Black-tailed godwits, Leighton Moss

Public transport routes and services change and are sometimes axed completely. I'll try to update any changes as soon as I find out about them. Where bus services have been cancelled or renamed I'll strike through the obsolete bus number to mark this change.

Thursday 10 February 2022

Southport

Snow bunting, Southport Pier

There was a promise of a sunny day so I headed over to Southport for a walk round Marshside and Crossens.

The better weather brought out the buzzards along the line to Wigan. One soared over Patricroft Station, another perched in the trees by the line on Chat Moss and a third sat on a fencepost by the Winwick Road bridge as we passed by Lowton.

Mallards, teal and wigeon, and all with more sense than me and staying out of the wind

I got the 44 bus from Southport Station out to Marshside. It was a gloriously sunny day but it was blowing a hooley with the biting wind coming in and sweeping across Marshside Road as I walked down to the reserve.

The school playing field at the end was covered in curlews, which I found vaguely reassuring, and the brambles by the fence noisy with spadgers.

Wigeons, Marshside

Out on the marsh the wigeons, lapwings and golden plovers were in their high hundreds. Something — I couldn't find what but I'd suspect it was a merlin — brought up a cloud of waders over by the Sandgrounders Hide. A portion of the cloud broke away and flew over and landed on the other side of the road, a few ruff amongst the lapwings, plovers and black-tailed godwits.

Lapwing and golden plover, Marshside

Wigeons, Marshside

The pink-footed geese were feeding in small family parties and there were a few Canada geese but for once I didn't see any greylags on either Marshside or Crossens. There were hundreds of teal and mallards and plenty of shelducks and shovelers but they tended to get lost in the crowds of wigeons and waders.

Gadwall, Marshside

The Junction Pool was pretty much half the field today.

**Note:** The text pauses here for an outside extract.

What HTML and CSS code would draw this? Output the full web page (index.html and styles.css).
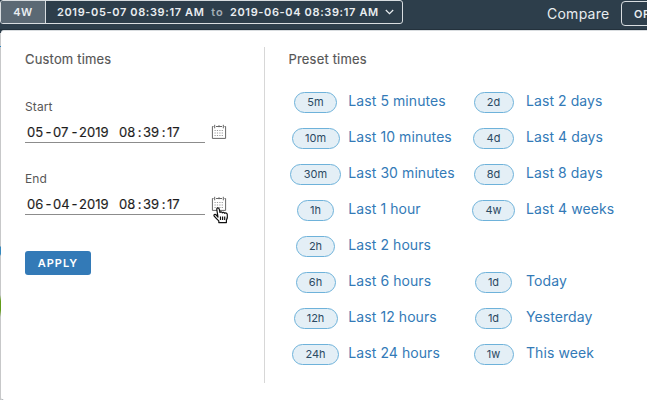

There were perhaps half a dozen pintails amongst the mallards and wigeon.

The strimmer and the heavy-handed hedge layer had been at work at Sandgrounders. If anything there was even less cover than they'd left at Nel's Hide. The water level was high enough for the bund between the pool at the entrance and the pools in front of the hide to be reduced to a small island. A few tufted ducks and a pochard fed in the pool while a flock of gadwall loafed and dozed in front of the hide.

Pink-footed geese

The stretch of the Marine Drive between Marshside Road and Crossens was closed for resurfacing, which made for a lovely quiet walk once you passed the lorries at work. Adding together Marshside and Crossens there must have been thousands of lapwings and wigeons.

Crossens Inner Marsh
Wigeon, teal, shovelers, lapwings and black-tailed godwits

Crossens Outer Marsh was quiet. There were plenty of pink-footed geese feeding in the tall grass but no geese out in the grazed areas. A few shelducks and little egrets fossicked about in the pools and there was a large mixed flock of lapwings and plovers in the distance.

Crossens Outer Marsh

I'd had the wind at my back for most of this stretch of the walk, it came as a shock as I rounded the curve and it hit me amidships. After a hundred yards of it I was grateful for the relative shelter of the sewage works.

The 47 bus had just arrived at the Crossens terminus so I caught it and got off at the other end of Southport. I walked down and through Victoria Park to the pleasure beach. The park was stiff with jackdaws, woodpigeons and magpies, all of them socialising as much as feeding up before going off to roost. 

Grey plovers, Southport

Grey plovers and dunlins, Southport

At first sight there wasn't much on the beach save groups of black-headed and herring gulls and a few redshanks. As I approached the pier I found a few dozen dunlin busily feeding in the mud in the company of a couple of grey plovers. I was busy watching these when a flock of thirty twites flew past and disappeared over a sand break. Much relieved that the twites are in double figures after all I walked on towards the pier and bumped into the five snow buntings again. This time they were much less skittish and I spent five minutes watching them feed before they flew off to join the twites. I was particularly struck how their variegated orange, brown and white plumage broke up the shapes of the birds and blended them in with the shell litter on the beach, they're so conspicuous when you see them on concrete breakwaters or sand dunes.

Snow buntings, Southport Pier

Snow buntings, Southport Pier

Snow bunting, Southport Pier

Walking back to the station I had a quick nosy on the marine lake where there were almost as many greylags as herring gulls.

The sun set as the train left the station. A herd of twenty-odd whooper swans in a field by Bescar Lane was a nice bonus for the day.